Boswell has composed music for art-house films such as Le Foto di Gioia but also UK movies including This Year's Love, Jack and Sarah and Jimmy Grimble.
The London-born pianist has been playing music since he was five years old and fell into film composition after a brief career as a punk star in the band Advertising and producing songs for Italian pop singers.
He was introduced to Italian horror director Dario Argento at a party and was asked to score his film Phenomena.
The influence of music is key to Blink.
Boswell gives viewers visual space in which to contemplate the public figures but he is very much aware of how music can change our perceptions.
"You fall into a rhythm based on their eyes closing," he says.
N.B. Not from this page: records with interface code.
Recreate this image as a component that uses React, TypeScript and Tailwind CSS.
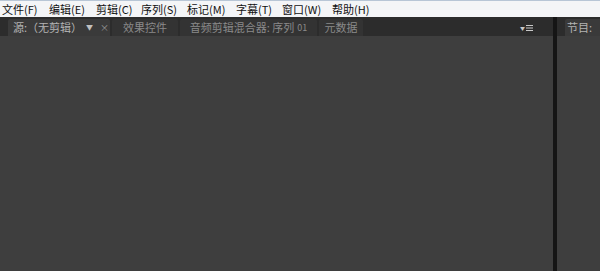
const font = { fontFamily: '"Noto Sans CJK SC", "Noto Sans", sans-serif' };

const menus: [string, number][] = [
  ['文件(F)', 47],
  ['编辑(E)', 47],
  ['剪辑(C)', 45],
  ['序列(S)', 46],
  ['标记(M)', 49],
  ['字幕(T)', 46],
  ['窗口(W)', 50],
  ['帮助(H)', 40],
];

export default function App() {
  return (
    <div className="w-[600px] h-[271px] flex flex-col bg-[#3e3e3e] overflow-hidden" style={font}>
      {/* menu bar */}
      <div className="h-[17px] flex items-center bg-[#f4f5f7] border-t border-[#b8c6d6] text-[11px] leading-none text-[#111] pl-[2px]">
        {menus.map(([m, w]) => (
          <span key={m} style={{ width: w }} className="shrink-0">
            {m}
          </span>
        ))}
      </div>

      {/* panels */}
      <div className="flex-1 flex">
        {/* left panel */}
        <div className="w-[553px] flex flex-col">
          <div className="h-[19px] flex items-end bg-[#2c2c2c] pl-[8px] pr-[20px] text-[11px] leading-none">
            <div className="h-[17px] w-[102px] flex items-center bg-[#3a3a3a] rounded-t-[2px] pl-[5px] text-[#b4b4b4]">
              <span>源:（无剪辑）</span>
              <span className="ml-[4px] text-[7px] text-[#c0c0c0]">▼</span>
              <span className="ml-[7px] text-[9px] text-[#9a9a9a]">×</span>
            </div>
            <div className="h-[17px] w-[66px] ml-[2px] flex items-center justify-center bg-[#333333] text-[#8a8a8a] rounded-t-[2px]">
              效果控件
            </div>
            <div className="h-[17px] w-[137px] ml-[2px] flex items-center justify-center bg-[#333333] text-[#8a8a8a] rounded-t-[2px]">
              音频剪辑混合器: 序列 <span className="ml-[3px] text-[9px]">01</span>
            </div>
            <div className="h-[17px] w-[44px] ml-[2px] flex items-center justify-center bg-[#333333] text-[#8a8a8a] rounded-t-[2px]">
              元数据
            </div>
            <div className="flex-1" />
            <div className="h-[17px] flex items-center gap-[1px] text-[#c8c8c8]">
              <span className="text-[5px]">▼</span>
              <svg width="7" height="6" viewBox="0 0 7 6">
                <rect x="0" y="0" width="7" height="1" fill="#c8c8c8" />
                <rect x="0" y="2.5" width="7" height="1" fill="#c8c8c8" />
                <rect x="0" y="5" width="7" height="1" fill="#c8c8c8" />
              </svg>
            </div>
          </div>
          <div className="flex-1 bg-[#3e3e3e]" />
        </div>

        {/* divider */}
        <div className="w-[4px] bg-[#151515]" />

        {/* right panel */}
        <div className="flex-1 flex flex-col">
          <div className="h-[19px] flex items-end bg-[#2c2c2c] pl-[8px] text-[11px] leading-none">
            <div className="h-[17px] flex-1 flex items-center bg-[#3a3a3a] rounded-tl-[2px] pl-[2px] text-[#b4b4b4]">
              节目:
            </div>
          </div>
          <div className="flex-1 bg-[#3e3e3e]" />
        </div>
      </div>
    </div>
  );
}
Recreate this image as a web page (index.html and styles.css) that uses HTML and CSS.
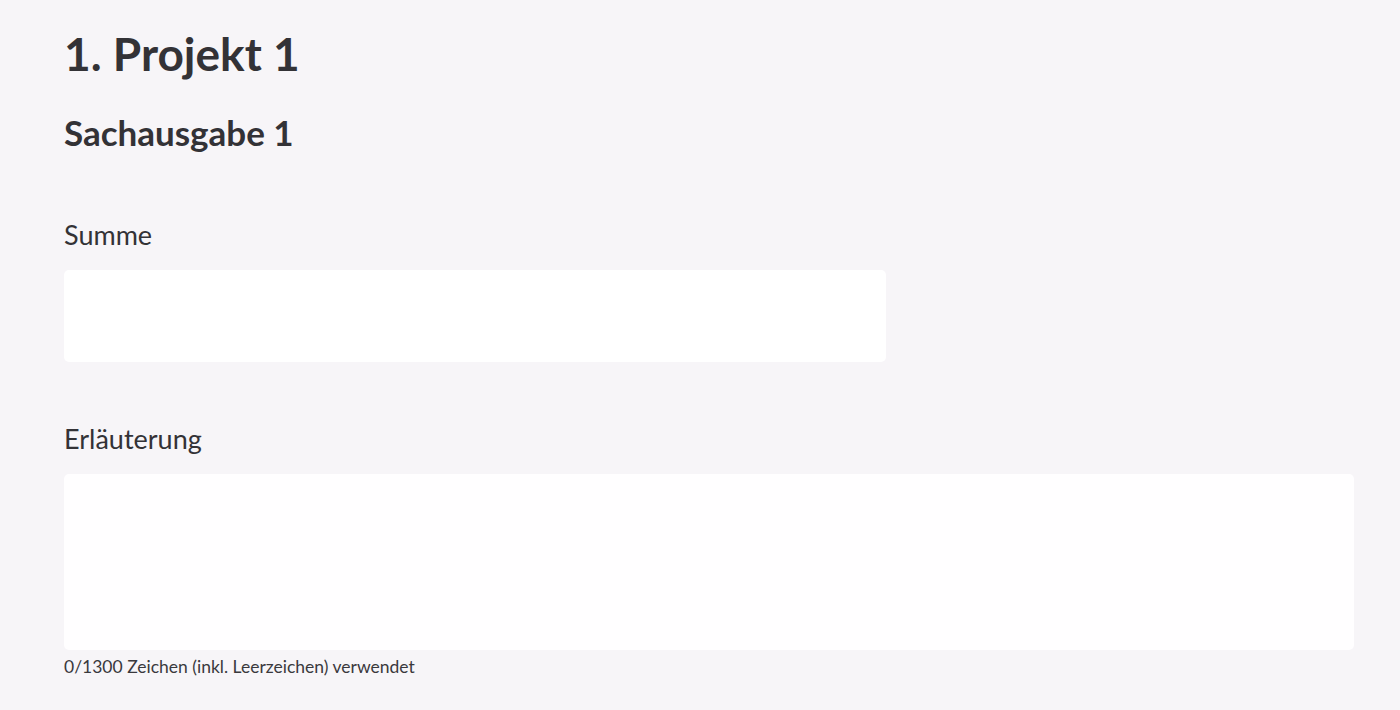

"The music takes its pace and its rhythm from their blinking."
It was the power of music as a propaganda tool which inspired the show.
"I was in Los Angeles and I switched the TV on and the news has this important piece of music at the start to announce that something portentous is happening.
"I began to wonder 'was I actually watching the news or a cop show or some kind of documentary?'.
"It gave me the idea about music changing your perception of the truth."
At the outset, Boswell began licensing footage of important events - Diana's funeral, man landing on the moon, 11 September, the Berlin Wall coming down - and scoring the same events in different ways to see if it changed perception.
"To add music of any kind to something like 11 September and see thousands of people plunging to their death to any piece of music is offensive on a human level," he says.
"But the smaller events were much more interesting and were what brought me to the Blink idea."
Boswell says he did not consciously write music to suit the public figure.
"I tried not to do that, not to stereotype some of the people.
"I couldn't resist in the case of Bill Clinton, who has a very sleazy piece of sax music over the moment when he is going to tell us he lied about Monica Lewinsky."
The point of the exhibition, if there is one, is that "it does raise questions about this alliance between news and entertainment".
But it also reveals how insidious music can be in life and how powerful it is in the hands of the wrong people.
"Music has crept into our lives in a manipulative way - in supermarkets, in shops, in public places you can't get away from it."
Blink too is clearly manipulating not just the films but the audience as well - the choice of footage and the compositions ensure that.
But that irony does not detract from what remains a tempered, measured exhibition on the nature of persuasion.
Blink opens at the Institute of Contemporary Arts, London, on 4 November.